Apple is expected to release followups to the current iPhone XR, iPhone XS and iPhone XS Max sporting better cameras, with an iPhone XS Max successor rocking a triple-lens system.
Mark Gurman and Debby Wu, writing for Bloomberg:
For 2019, Apple plans successors to the iPhone XS and iPhone XS Max line—code-named D42 and D43—and an update to iPhone XR. The larger of the new high-end iPhones will have three cameras on the back and other handsets could eventually come with the upgraded system, too, the people said.
It’s understandable why Apple would focus on improving cameras because taking better photos is a very compelling reason for people to upgrade their handsets.
But how exactly would a triple-lens camera improve my iPhone photography game?
A third camera on the back of 2019 iPhone will help the device capture a larger field of view and enable a wider range of zoom.
An increased optical zoom range would be really nice…
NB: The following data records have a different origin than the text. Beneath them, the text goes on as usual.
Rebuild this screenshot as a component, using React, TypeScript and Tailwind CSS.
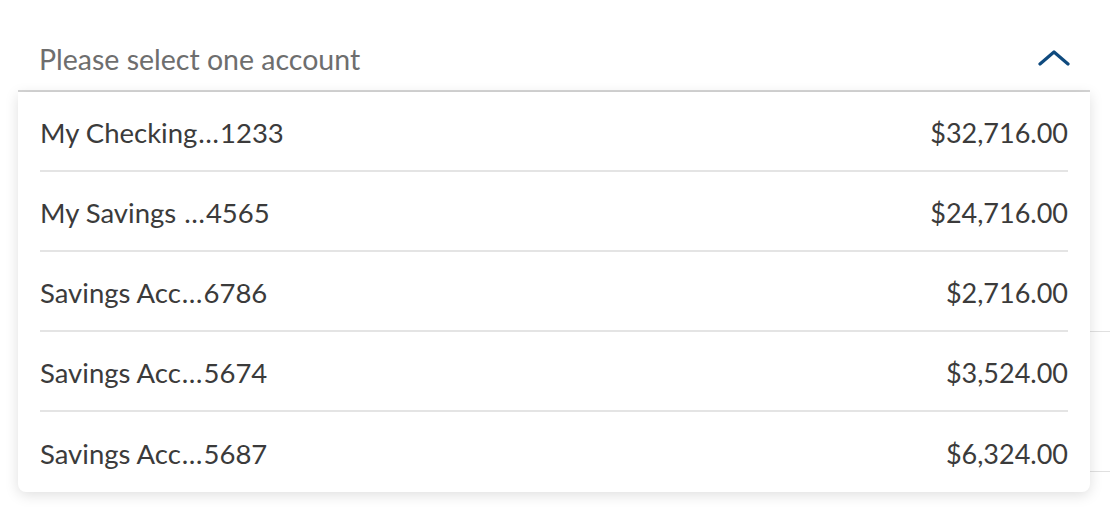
import React from "react";

const accounts = [
  { name: "My Checking", last: "1233", amount: "$32,716.00" },
  { name: "My Savings ", last: "4565", amount: "$24,716.00" },
  { name: "Savings Acc", last: "6786", amount: "$2,716.00" },
  { name: "Savings Acc", last: "5674", amount: "$3,524.00" },
  { name: "Savings Acc", last: "5687", amount: "$6,324.00" },
];

export default function App() {
  return (
    <div
      className="relative w-[1110px] h-[520px] bg-white overflow-hidden"
      style={{ fontFamily: "Lato, 'Noto Sans', sans-serif" }}
    >
      {/* underlying page content */}
      <div className="flex flex-col pl-[18px]">
        <div className="h-[92px]" />
        <div className="h-[240px] border-b border-[#e0e0e0]" />
        <div className="h-[140px] border-b border-[#e0e0e0]" />
      </div>

      {/* select field */}
      <div className="absolute left-[18px] top-0 w-[1072px]">
        <div className="h-[92px] flex items-end justify-between pl-[21px] pr-[20px] pb-[13px] border-b-2 border-[#d6d6d6] bg-white">
          <span className="text-[28.5px] leading-[36px] text-[#6e6e6e]">
            Please select one account
          </span>
          <svg
            width="32"
            height="18"
            viewBox="0 0 32 18"
            className="mb-[10px]"
            fill="none"
          >
            <path
              d="M2 15 L16 3 L30 15"
              stroke="#0f4a7e"
              strokeWidth="3.2"
              strokeLinecap="round"
              strokeLinejoin="round"
            />
          </svg>
        </div>
        <div className="bg-white rounded-b-[8px] shadow-[0_3px_14px_rgba(0,0,0,0.13)] px-[22px]">
          {accounts.map((a, i) => (
            <div
              key={i}
              className={`h-[80px] flex items-center justify-between pt-[4px] text-[27.5px] text-[#3b3b3b] ${
                i < accounts.length - 1 ? "border-b-2 border-[#e4e4e4]" : ""
              }`}
            >
              <span className="whitespace-pre">
                {a.name}
                <span className="mx-[1px]">…</span>
                {a.last}
              </span>
              <span className="text-[27px]">{a.amount}</span>
            </div>
          ))}
        </div>
      </div>
    </div>
  );
}
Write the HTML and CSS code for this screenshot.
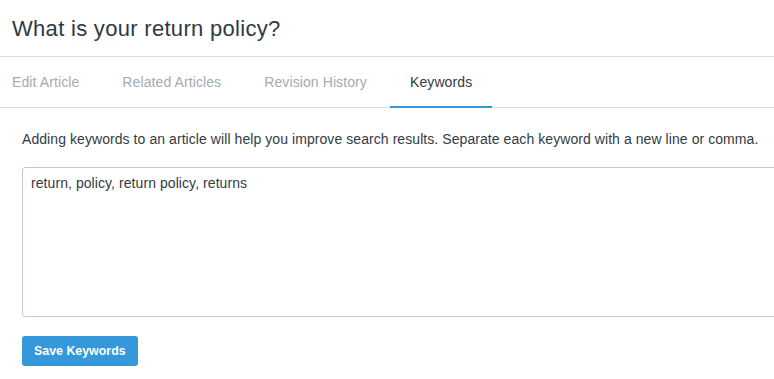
FILE: index.html
```html
<!DOCTYPE html>
<html lang="en">
<head>
  <meta charset="UTF-8" />
  <meta name="viewport" content="width=device-width, initial-scale=1.0"/>
  <title>What is your return policy?</title>
  <link rel="stylesheet" href="styles.css">
</head>
<body>
  <!-- Judul artikel -->
  <header class="article-header">
    <h1>What is your return policy?</h1>
  </header>

  <!-- Tab navigasi -->
  <nav class="tabs">
    <a class="tab" href="#">Edit Article</a>
    <a class="tab" href="#">Related Articles</a>
    <a class="tab" href="#">Revision History</a>
    <a class="tab active" href="#">Keywords</a>
  </nav>

  <!-- Form keywords -->
  <div class="keywords-panel">
    <p class="help-text">Adding keywords to an article will help you improve search results. Separate each keyword with a new line or comma.</p>
    <textarea class="keywords-input" id="keywords">return, policy, return policy, returns</textarea>
    <button class="save-btn" type="button">Save Keywords</button>
  </div>
</body>
</html>
```

FILE: styles.css
```css
body {
  font-family: 'Liberation Sans', Arial, sans-serif;
  background-color: #fff;
  color: #333b44;
  margin: 0;
  overflow-x: hidden;
}
.article-header {
  height: 56px;
  border-bottom: 1px solid #dcdfe2;
  display: flex;
  align-items: center;
  padding-left: 12px;
}
h1 {
  margin: 0;
  font-size: 22px;
  font-weight: normal;
  letter-spacing: 0.3px;
  color: #2f3943;
  padding-top: 2px;
}
.tabs {
  display: flex;
  gap: 3px;
  height: 50px;
  border-bottom: 1px solid #dcdfe2;
  padding-left: 12px;
}
.tab {
  display: flex;
  align-items: center;
  padding: 0 20px;
  font-size: 14px;
  letter-spacing: 0.1px;
  color: #a3abb4;
  text-decoration: none;
  border-bottom: 2px solid transparent;
  margin-bottom: -1px;
  padding-top: 1px;
}
.tab:first-child {
  padding-left: 0;
}
.tab.active {
  color: #333b44;
  border-bottom-color: #3498db;
}
.keywords-panel {
  padding: 0 0 0 22px;
}
.help-text {
  margin: 22px 0 0;
  font-size: 14px;
  line-height: 18px;
  letter-spacing: 0.07px;
}
.keywords-input {
  display: block;
  box-sizing: border-box;
  width: calc(100% + 20px);
  height: 150px;
  margin-top: 19px;
  padding: 7px 8px;
  border: 1px solid #c2cbd3;
  border-radius: 3px;
  font-family: 'Liberation Sans', Arial, sans-serif;
  font-size: 14px;
  letter-spacing: 0.07px;
  color: #333b44;
  resize: none;
  outline: none;
}
.save-btn {
  margin-top: 19px;
  background-color: #3498db;
  color: white;
  border: none;
  border-radius: 3px;
  height: 30px;
  padding: 0 12px;
  font-family: 'Liberation Sans', Arial, sans-serif;
  font-size: 12.4px;
  font-weight: bold;
  cursor: pointer;
}
.save-btn:hover {
  background-color: #2a86c5;
}
```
It will also capture more pixels so Apple software could, for example, automatically repair a video or photo to fit in a subject that may have been accidentally cut off from the initial shot, according to the people familiar with the plans.
I’m not precisely sure what kind of automatic content edits the increase in pixel count might enable that the current 12-megapixel dual-lens system couldn’t.
And the whole bit about “fitting in a subject that may have been accidentally cut off from the initial shot” sounds like using a combination of a wider-angle lens and higher-resolution camera to capture a wide angle shot at a higher resolution, then scale it down to 12 megapixels or some such, which is what today’s multiple-lens phones are (mostly) doing.
The company is also planning an enhanced version of its Live Photos feature, which pins video from before and after each shot to the photo. The new version will double the length of the video from three seconds to six seconds.
This is a pure software enhancement that has nothing to do with better camera hardware.
Apple pioneered smartphone camera improvements, which over the years have included additions like Portrait Mode. Rivals have tried to catch up, with Samsung Electronics Co. launching phones with as many as four outward-facing cameras last year.
Rivals have actually caught up with Apple in terms of some important camera features. Take Samsung, which has always had better low-light features. In fact, Samsung launched phones with as many as four outward-facing cameras last year. Another good example is rival Google’s Pixel line that showed Apple the power of computational photography.
The position Apple has now found itself in is its own doing because Tim Cook & Co. were slow to react to competitive pressure. Apple didn’t see rivals like Huawei coming fast with their own chips and multiple-lens systems.
The problem is, 2019 iPhones were largely locked in terms of hardware back when Apple saw first signs of its trouble in China. In other words, don’t expect truly major innovations in terms of iPhone camera capabilities before a 2020 lineup.